Rethink Your Relationship to Work: Ideas from The 4-Hour Work Week

The Four Hour WorkweekCount me as skeptical of Tim Ferriss and his book The 4-Hour Workweek. A self-described serial entrepreneur, Ferriss’ ventures include the BrainQUICKEN nutritional supplement sold online (“a lab-tested performance product scientifically engineered to quickly increase the speed of neural transmission and information processing”).

His book’s subtitle “Escape 9-5, Live Anywhere, and Join the New Rich” makes me think he’s trying to get rich by the age-old technique of selling get-rich-quick books. I fully expect to see Ferriss join the ranks of motivational infomercial giants like Tony Robbins and Carleton Sheets one day.

Yet there’s something appealing about the ideas he outlines, though his approach goes against my more sober and conservative instincts. His suggestions align well with the burst culture of work enabled by the Web, where output matters but where, when, and how much you work doesn’t.

Don’t write this book off just because you’re not aspiring to the lifestyle of the New Rich, pursuing international adventure while minimizing your work time and annoying colleagues with email auto-replies announcing that you only check email every two weeks. You can get a lot out of this book even if you’re happy with a forty-hour work week and don’t have any intention of tango dancing in Argentina.

Here are a few of the unconventional ideas you’ll find in The 4-Hour Workweek.

Shorten your work time to limit your work to only the important. This flows from Parkinson’s Law which states that work expands to fill the time available for its completion. Writing blog posts conforms to Parkinson’s Law. If I need to do one on a deadline, I will get it done faster than if I don’t do it on a deadline. With limited time, I skip the extra surfing and checking email. I focus on the most important task: writing a solid blog post.

Some tasks, however, benefit from more time and more work, not less. Sometimes blog posts, for example, benefit from being set aside for a couple of days and then revisited with a fresh eye. Besides that, there are many pleasurable work activities that suffer when squeezed down to their most minimal effort. Ferriss takes the stance that you should work for income, not for satisfaction. That perspective won’t suit everyone, as many find flow and engagement in daily work.

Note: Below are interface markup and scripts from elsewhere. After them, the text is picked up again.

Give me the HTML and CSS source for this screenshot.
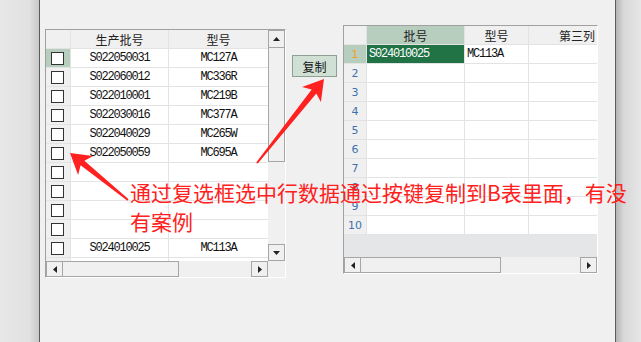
FILE: index.html
```html
<!DOCTYPE html>
<html lang="zh-CN">
<head>
    <meta charset="UTF-8">
    <meta name="viewport" content="width=device-width, initial-scale=1.0">
    <title>复制到B表</title>
    <link rel="stylesheet" href="styles.css">
</head>
<body>
<div class="shade-left"></div>
<div class="window">
    <!-- A表：带复选框 -->
    <div class="grid grid-a">
        <div class="grid-main">
            <div class="cells">
                <div class="row head">
                    <div class="rh"></div>
                    <div class="c c1">生产批号</div>
                    <div class="c c2">型号</div>
                </div>
                <div class="row">
                    <div class="rh current"><span class="chk"></span></div>
                    <div class="c c1 code">S022050031</div>
                    <div class="c c2 code">MC127A</div>
                </div>
                <div class="row">
                    <div class="rh"><span class="chk"></span></div>
                    <div class="c c1 code">S022060012</div>
                    <div class="c c2 code">MC336R</div>
                </div>
                <div class="row">
                    <div class="rh"><span class="chk"></span></div>
                    <div class="c c1 code">S022010001</div>
                    <div class="c c2 code">MC219B</div>
                </div>
                <div class="row">
                    <div class="rh"><span class="chk"></span></div>
                    <div class="c c1 code">S022030016</div>
                    <div class="c c2 code">MC377A</div>
                </div>
                <div class="row">
                    <div class="rh"><span class="chk"></span></div>
                    <div class="c c1 code">S022040029</div>
                    <div class="c c2 code">MC265W</div>
                </div>
                <div class="row">
                    <div class="rh"><span class="chk"></span></div>
                    <div class="c c1 code">S022050059</div>
                    <div class="c c2 code">MC695A</div>
                </div>
                <div class="row">
                    <div class="rh"><span class="chk"></span></div>
                    <div class="c c1"></div>
                    <div class="c c2"></div>
                </div>
                <div class="row">
                    <div class="rh"><span class="chk"></span></div>
                    <div class="c c1"></div>
                    <div class="c c2"></div>
                </div>
                <div class="row">
                    <div class="rh"><span class="chk"></span></div>
                    <div class="c c1"></div>
                    <div class="c c2"></div>
                </div>
                <div class="row">
                    <div class="rh"><span class="chk"></span></div>
                    <div class="c c1"></div>
                    <div class="c c2"></div>
                </div>
                <div class="row">
                    <div class="rh"><span class="chk"></span></div>
                    <div class="c c1 code">S024010025</div>
                    <div class="c c2 code">MC113A</div>
                </div>
                <div class="row">
                    <div class="rh"><span class="chk"></span></div>
                    <div class="c c1"></div>
                    <div class="c c2"></div>
                </div>
            </div>
            <div class="vscroll">
                <div class="sbtn up"><svg width="7" height="4"><polygon points="0,4 7,4 3.5,0" fill="#222"/></svg></div>
                <div class="vthumb"></div>
                <div class="vtrack"></div>
                <div class="sbtn down"><svg width="7" height="4"><polygon points="0,0 7,0 3.5,4" fill="#222"/></svg></div>
            </div>
        </div>
        <div class="hbar">
            <div class="hscroll">
                <div class="sbtn side"><svg width="4" height="7"><polygon points="4,0 4,7 0,3.5" fill="#222"/></svg></div>
                <div class="hthumb"></div>
                <div class="htrack"></div>
                <div class="sbtn side"><svg width="4" height="7"><polygon points="0,0 0,7 4,3.5" fill="#222"/></svg></div>
            </div>
            <div class="corner"></div>
        </div>
    </div>

    <button class="copy-btn">复制</button>

    <!-- B表 -->
    <div class="grid grid-b">
        <div class="grid-main">
            <div class="cells">
                <div class="row head">
                    <div class="rh"></div>
                    <div class="c c1 sel-col">批号</div>
                    <div class="c c2">型号</div>
                    <div class="c c3">第三列</div>
                </div>
                <div class="row">
                    <div class="rh num current">1</div>
                    <div class="c c1 code left active">S024010025</div>
                    <div class="c c2 code left">MC113A</div>
                    <div class="c c3"></div>
                </div>
                <div class="row"><div class="rh num">2</div><div class="c c1"></div><div class="c c2"></div><div class="c c3"></div></div>
                <div class="row"><div class="rh num">3</div><div class="c c1"></div><div class="c c2"></div><div class="c c3"></div></div>
                <div class="row"><div class="rh num">4</div><div class="c c1"></div><div class="c c2"></div><div class="c c3"></div></div>
                <div class="row"><div class="rh num">5</div><div class="c c1"></div><div class="c c2"></div><div class="c c3"></div></div>
                <div class="row"><div class="rh num">6</div><div class="c c1"></div><div class="c c2"></div><div class="c c3"></div></div>
                <div class="row"><div class="rh num">7</div><div class="c c1"></div><div class="c c2"></div><div class="c c3"></div></div>
                <div class="row"><div class="rh num">8</div><div class="c c1"></div><div class="c c2"></div><div class="c c3"></div></div>
                <div class="row"><div class="rh num">9</div><div class="c c1"></div><div class="c c2"></div><div class="c c3"></div></div>
                <div class="row"><div class="rh num">10</div><div class="c c1"></div><div class="c c2"></div><div class="c c3"></div></div>
            </div>
        </div>
        <div class="hbar">
            <div class="hscroll">
                <div class="sbtn side"><svg width="4" height="7"><polygon points="4,0 4,7 0,3.5" fill="#222"/></svg></div>
                <div class="hthumb"></div>
                <div class="htrack"></div>
                <div class="sbtn side"><svg width="4" height="7"><polygon points="0,0 0,7 4,3.5" fill="#222"/></svg></div>
            </div>
        </div>
    </div>
</div>
<div class="shade-right"></div>

<div class="note">通过复选框选中行数据通过按键复制到B表里面，有没<br>有案例</div>
<svg class="arrows" width="641" height="342">
    <polygon points="70,153 93.1,156.1 84.4,160.7 128.6,199.2 127.4,200.8 80.6,165.3 78.1,174.9" fill="#ff2020"/>
    <polygon points="324,79 320.9,102.1 316.3,93.4 257.8,163.6 256.2,162.4 311.7,89.6 302.1,87.1" fill="#ff2020"/>
</svg>
</body>
</html>
```

FILE: styles.css
```css
/* 页面 */
body {
    position: relative;
    margin: 0;
    width: 641px;
    height: 342px;
    display: flex;
    overflow: hidden;
    background: #f0f0f0;
    font-family: "Noto Sans CJK SC", sans-serif;
    color: #222222;
}

.shade-left {
    width: 39px;
    background: linear-gradient(to right, #e7e7e7 0, #e1e1e1 75%, #c8c8c8 100%);
}

.shade-right {
    width: 25px;
    background: linear-gradient(to right, #b4b4b4 0, #d8d8d8 30%, #e6e6e6 100%);
}

.window {
    width: 575px;
    border-left: 1px solid #5c5c5c;
    border-right: 1px solid #5c5c5c;
    display: flex;
    align-items: flex-start;
}

/* 表格 */
.grid {
    display: flex;
    flex-direction: column;
    border-top: 1px solid #a0a0a0;
    border-left: 1px solid #a0a0a0;
    border-right: 1px solid #ffffff;
    border-bottom: 1px solid #ffffff;
}

.grid-a {
    margin: 29px 0 0 5px;
}

.grid-b {
    margin: 25px 0 0 6px;
}

.grid-main {
    display: flex;
    height: 231px;
}

.cells {
    overflow: hidden;
    background: #ffffff;
}

.grid-a .cells {
    width: 222px;
}

.grid-b .cells {
    width: 253px;
    background: #e5e6e8;
}

.row {
    display: flex;
    height: 19px;
    box-sizing: border-box;
    border-bottom: 1px solid #e3e3e3;
    background: #ffffff;
}

.row.head {
    background: #f0f0f0;
    font-size: 12px;
}

.rh, .c {
    flex-shrink: 0;
    box-sizing: border-box;
    border-right: 1px solid #e3e3e3;
    display: flex;
    align-items: center;
    justify-content: center;
    white-space: nowrap;
    overflow: hidden;
}

.rh {
    background: #f0f0f0;
}

.rh.current {
    background: #b7cebf;
}

.grid-a .rh { width: 25px; }
.grid-a .c1 { width: 98px; }
.grid-a .c2 { width: 100px; }

.grid-b .rh { width: 23px; }
.grid-b .c1 { width: 98px; }
.grid-b .c2 { width: 64px; }
.grid-b .c3 { width: 97px; }

.sel-col {
    background: #b7cebf;
}

.chk {
    width: 13px;
    height: 13px;
    box-sizing: border-box;
    border: 1px solid #333333;
    background: #ffffff;
    margin-left: -1px;
}

.code {
    font-family: "Liberation Mono", monospace;
    font-size: 12px;
    letter-spacing: -1.2px;
    color: #111111;
}

.left {
    justify-content: flex-start;
    padding-left: 2px;
}

.active {
    background: #217346;
    color: #ffffff;
}

.num {
    font-family: "DejaVu Sans", sans-serif;
    font-size: 11px;
    color: #3f72ad;
}

.num.current {
    color: #f2a01c;
}

/* 滚动条 */
.sbtn {
    box-sizing: border-box;
    border: 1px solid #a6a6a6;
    background: #f0f0f0;
    display: flex;
    align-items: center;
    justify-content: center;
    flex-shrink: 0;
}

.vscroll {
    width: 17px;
    display: flex;
    flex-direction: column;
    background: #f0f0f0;
}

.vscroll .up {
    height: 18px;
}

.vscroll .down {
    height: 17px;
}

.vthumb {
    height: 114px;
    box-sizing: border-box;
    border: 1px solid #a6a6a6;
    border-top: none;
}

.vtrack {
    flex: 1;
}

.hbar {
    display: flex;
    height: 16px;
}

.hscroll {
    display: flex;
    background: #f0f0f0;
}

.grid-a .hscroll {
    width: 222px;
}

.grid-b .hscroll {
    width: 253px;
}

.sbtn.side {
    width: 17px;
}

.hthumb {
    box-sizing: border-box;
    border: 1px solid #a6a6a6;
    border-left: none;
}

.grid-a .hthumb {
    width: 116px;
}

.grid-b .hthumb {
    width: 140px;
}

.htrack {
    flex: 1;
}

.corner {
    width: 17px;
    background: #f0f0f0;
}

/* 复制按钮 */
.copy-btn {
    margin: 55px 0 0 6px;
    width: 45px;
    height: 22px;
    padding: 0;
    box-sizing: border-box;
    border: 1px solid #8e9f94;
    background: #d0e0d4;
    font-family: "Noto Sans CJK SC", sans-serif;
    font-size: 12px;
    color: #111111;
}

/* 批注 */
.note {
    position: absolute;
    left: 130px;
    top: 178px;
    font-size: 21px;
    line-height: 29px;
    color: #ff2020;
    white-space: nowrap;
}

.arrows {
    position: absolute;
    left: 0;
    top: 0;
    pointer-events: none;
}
```
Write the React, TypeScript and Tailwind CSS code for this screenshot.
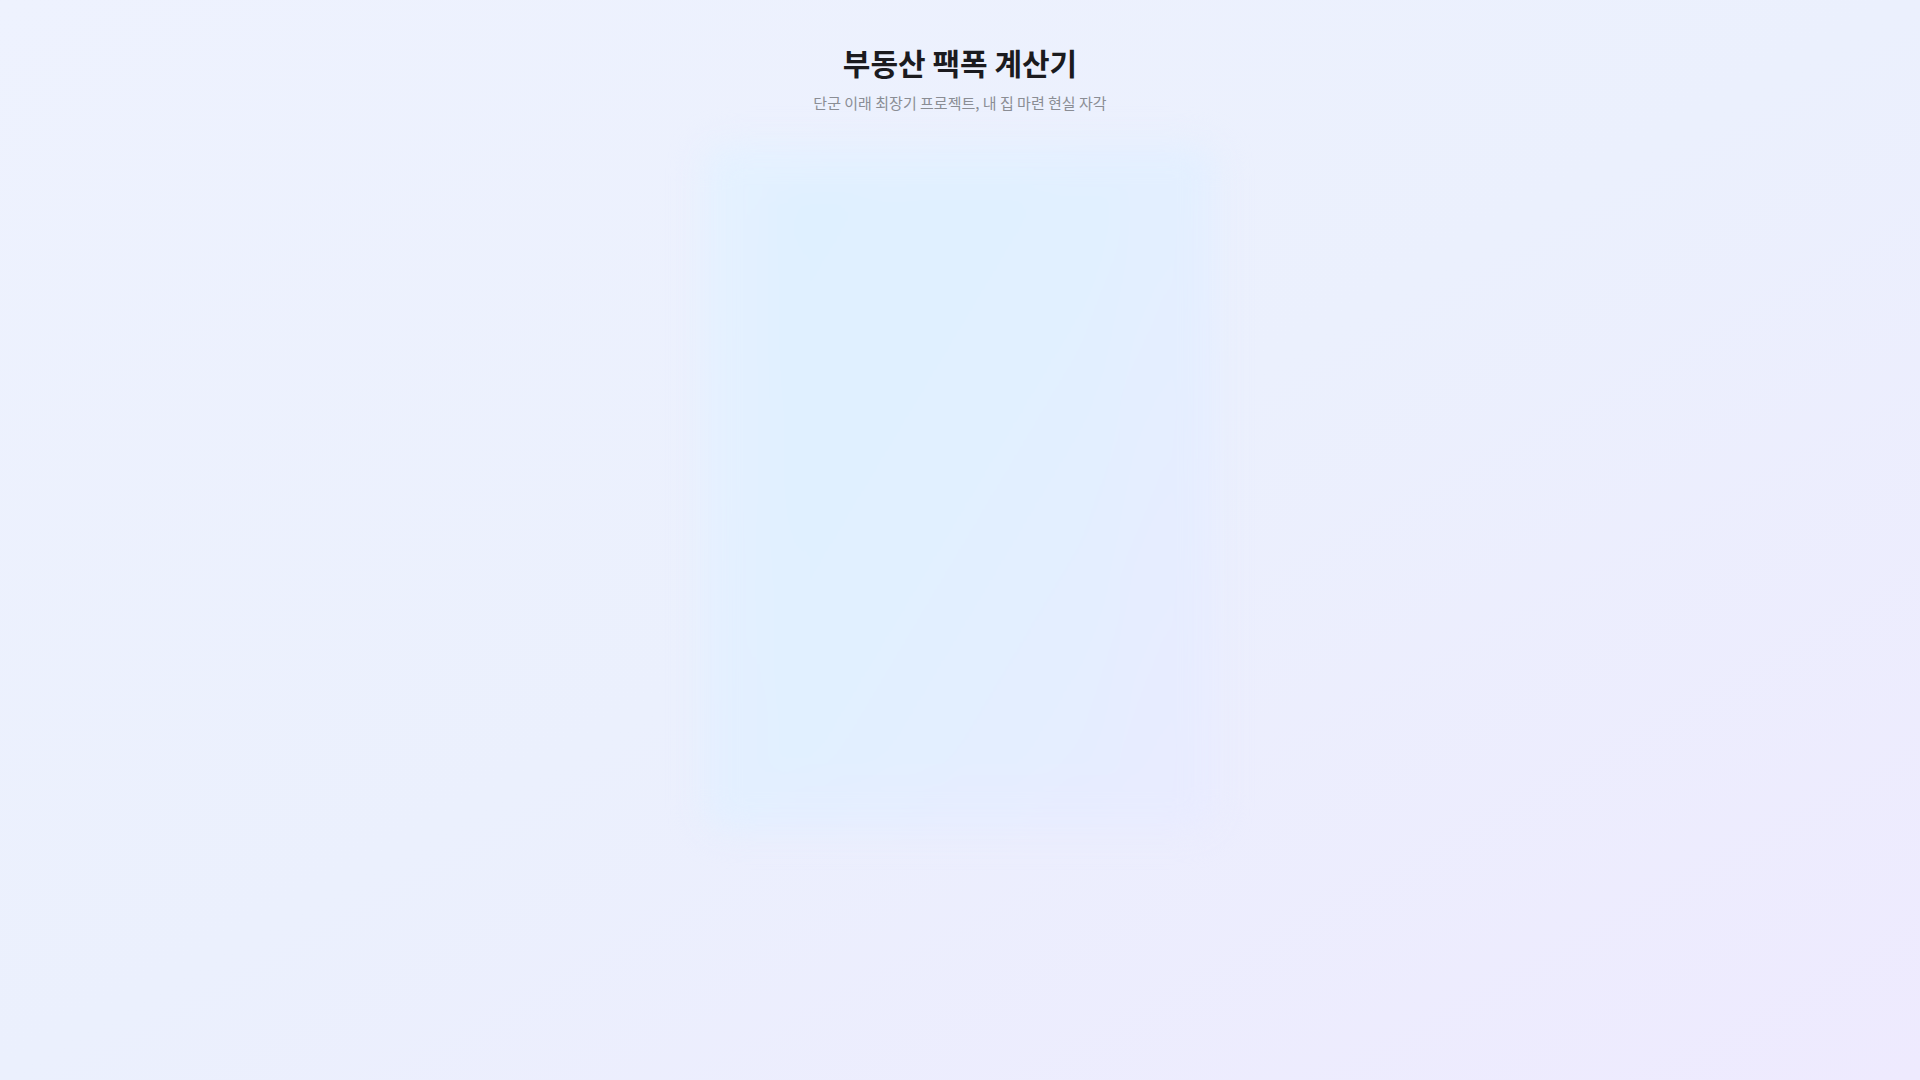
import React from 'react';

// Page shell: title + blurred card placeholder (content still fading in)

export default function App() {
  return (
    <div
      className="min-h-screen w-full bg-linear-to-br from-[#eef2fe] via-[#ebf0fd] to-[#eeeafe] flex flex-col items-center"
      style={{ fontFamily: '"Noto Sans CJK KR", "Noto Sans", sans-serif' }}
    >
      <header className="pt-[44px] flex flex-col items-center">
        <h1 className="text-[30px] leading-9 font-bold text-[#1b1b1f]">부동산 팩폭 계산기</h1>
        <p className="mt-[13px] text-[15px] leading-5 text-[#8a8d94]">단군 이래 최장기 프로젝트, 내 집 마련 현실 자각</p>
      </header>

      <main className="mt-8 w-[512px] h-[686px] blur-lg">
        <div className="w-full h-full rounded-3xl bg-linear-to-br from-[#e4f1ff] via-[#e3efff] to-[#e9ebff] pt-10 pb-14 pl-16 pr-24 flex">
          <div className="flex-1 rounded-2xl bg-linear-to-br from-[#dff0ff] via-[#e1f0ff] to-[#e6edff]" />
        </div>
      </main>
    </div>
  );
}
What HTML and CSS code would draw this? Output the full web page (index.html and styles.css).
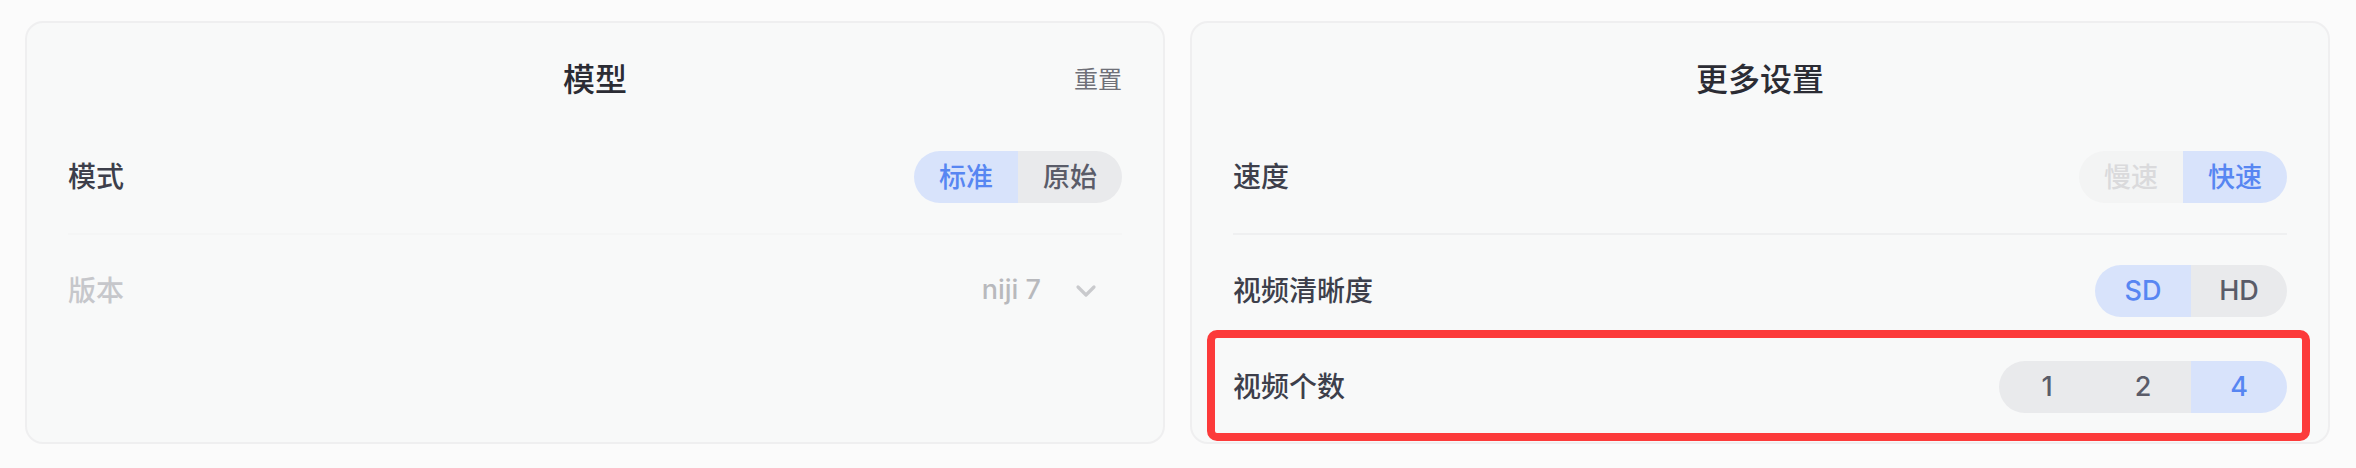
FILE: index.html
```html
<!DOCTYPE html>
<html lang="zh-CN">
<head>
<meta charset="utf-8">
<title>设置</title>
<link rel="stylesheet" href="styles.css">
</head>
<body>
<main class="panels">
  <section class="card">
    <header class="card-head">
      <span></span>
      <h2 class="card-title">模型</h2>
      <button class="reset">重置</button>
    </header>
    <div class="row">
      <span class="label">模式</span>
      <div class="seg">
        <span class="seg-item active">标准</span>
        <span class="seg-item">原始</span>
      </div>
    </div>
    <div class="divider faint"></div>
    <div class="row">
      <span class="label muted">版本</span>
      <div class="select">
        <span class="select-value">niji 7</span>
        <svg class="chev" width="22" height="14" viewBox="0 0 22 14"><polyline points="3,3 11,11 19,3" fill="none" stroke="#c9cacd" stroke-width="3.2" stroke-linecap="round" stroke-linejoin="round"/></svg>
      </div>
    </div>
  </section>

  <section class="card">
    <header class="card-head">
      <span></span>
      <h2 class="card-title">更多设置</h2>
      <span></span>
    </header>
    <div class="row">
      <span class="label">速度</span>
      <div class="seg">
        <span class="seg-item disabled">慢速</span>
        <span class="seg-item active">快速</span>
      </div>
    </div>
    <div class="divider"></div>
    <div class="row">
      <span class="label">视频清晰度</span>
      <div class="seg latin">
        <span class="seg-item active">SD</span>
        <span class="seg-item">HD</span>
      </div>
    </div>
    <div class="row highlighted">
      <span class="label">视频个数</span>
      <div class="seg latin">
        <span class="seg-item">1</span>
        <span class="seg-item">2</span>
        <span class="seg-item active">4</span>
      </div>
      <span class="highlight-box"></span>
    </div>
  </section>
</main>
</body>
</html>
```
FILE: styles.css
```css
* { box-sizing: border-box; }

html, body {
  margin: 0;
  background: #fbfbfb;
}

body {
  font-family: Inter, "Noto Sans CJK SC", "Noto Sans", sans-serif;
  color: #3d3f4b;
}

.panels {
  display: grid;
  grid-template-columns: 1fr 1fr;
  gap: 25px;
  padding: 21px 26px 24px 25px;
  height: 468px;
}

.card {
  background: #f8f9f9;
  border: 2px solid #efeff0;
  border-radius: 18px;
  padding: 25px 41px 7px;
  display: flex;
  flex-direction: column;
}

.card-head {
  height: 62px;
  margin-bottom: 19px;
  display: grid;
  grid-template-columns: 1fr auto 1fr;
  align-items: center;
}

.card-title {
  margin: 0;
  padding-bottom: 4px;
  font-family: "Noto Sans CJK SC", sans-serif;
  font-size: 32px;
  font-weight: 500;
  color: #2b2c34;
}

.reset {
  justify-self: end;
  background: none;
  border: 0;
  padding: 0 0 4px;
  font-family: "Noto Sans CJK SC", sans-serif;
  font-size: 24px;
  color: #6f7078;
}

.row {
  height: 96px;
  display: flex;
  align-items: center;
  justify-content: space-between;
  position: relative;
}

.label {
  padding-bottom: 4px;
  font-family: "Noto Sans CJK SC", sans-serif;
  font-size: 28px;
  font-weight: 500;
  color: #3d3f4b;
}

.label.muted {
  color: #c6c7cb;
}

.divider {
  height: 2px;
  margin: 8px 0;
  background: #eff0f1;
}

.divider.faint {
  background: #f5f6f6;
}

.seg {
  display: flex;
  height: 52px;
  border-radius: 26px;
  overflow: hidden;
}

.seg-item {
  min-width: 96px;
  padding: 0 25px 3px;
  display: flex;
  align-items: center;
  justify-content: center;
  background: #e9eaec;
  color: #5a5c69;
  font-family: "Noto Sans CJK SC", sans-serif;
  font-size: 27px;
  font-weight: 500;
}

.seg.latin .seg-item {
  padding: 0 20px 2px;
  font-family: Inter, "Noto Sans CJK SC", sans-serif;
  font-size: 27px;
  font-weight: 500;
}

.seg-item.active {
  background: #d8e3fb;
  color: #5786f2;
}

.seg-item.disabled {
  background: #f3f4f4;
  color: #dadadc;
}

.select {
  display: flex;
  align-items: center;
  gap: 34px;
  padding-right: 25px;
}

.select-value {
  padding-bottom: 3px;
  font-family: Inter, sans-serif;
  font-size: 27px;
  font-weight: 500;
  color: #b8b9bd;
}

.chev {
  display: block;
}

.highlight-box {
  position: absolute;
  top: -9px;
  bottom: -6px;
  left: -26px;
  right: -23px;
  border: 8px solid #fc3a3a;
  border-radius: 10px;
  pointer-events: none;
}
```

Practice the art of nonfinishing. Ferriss addresses this in the context of his recommended low-information diet recently taken up by Brian Oberkirch; he aims it specifically at our reading habits. However, it’s wise to practice it in all aspects of our lives. If you start a project or task — or even a full-time job — and the value isn’t there, you shouldn’t continue just because you’ve already put time in. That time is what economists know as a “sunk cost.” You can’t recapture it, but you can better allocate your time going forward. Get in the habit of checking in with yourself as you go about your day, and don’t slavishly stick with an activity just because you started it.

Try the hourglass approach to creating a remote work arrangement. If you’re working as an employee and want to free up some time and give yourself some mobility, Ferriss suggests demonstrating to your manager how productive you can be when you work remotely. He calls one pattern for doing this the “hourglass approach,” where you fabricate a reason to work remotely for a chunk of time, then return to the office and make your case for working remotely on an ongoing basis.

While I found some of his suggestions overly manipulative and wonder if they’d really overcome managerial reluctance to allow telecommuting, he does offer a concrete approach that gets beyond the standard “write a memo to your boss about why and how” advice.

Build a self-sustaining virtual architecture for a company. The 4-Hour Workweek leads you through the steps from figuring out a niche market that you can effectively address given your interests and background, to finding or creating a product to sell, to gauging demand with pay-per-click advertising, and then eventually setting up online order management and automated fulfillment capabilities supported by virtual assistants.

This section of the book fascinates and enlightens, especially if you thought that building a Web 2.0-style to do list application was your best bet at startup success. I’m not about to go launch my own online store but after reading his tutorial, I feel like I could. Ferriss walks you from gleam in your eye to embryonic startup to full-grown income stream, making it seem feasible for anyone with the nerve to try it.

If you’re skeptical about The 4-Hour Work Week, start with Tim Ferriss’ podcast from SXSW and see what you think.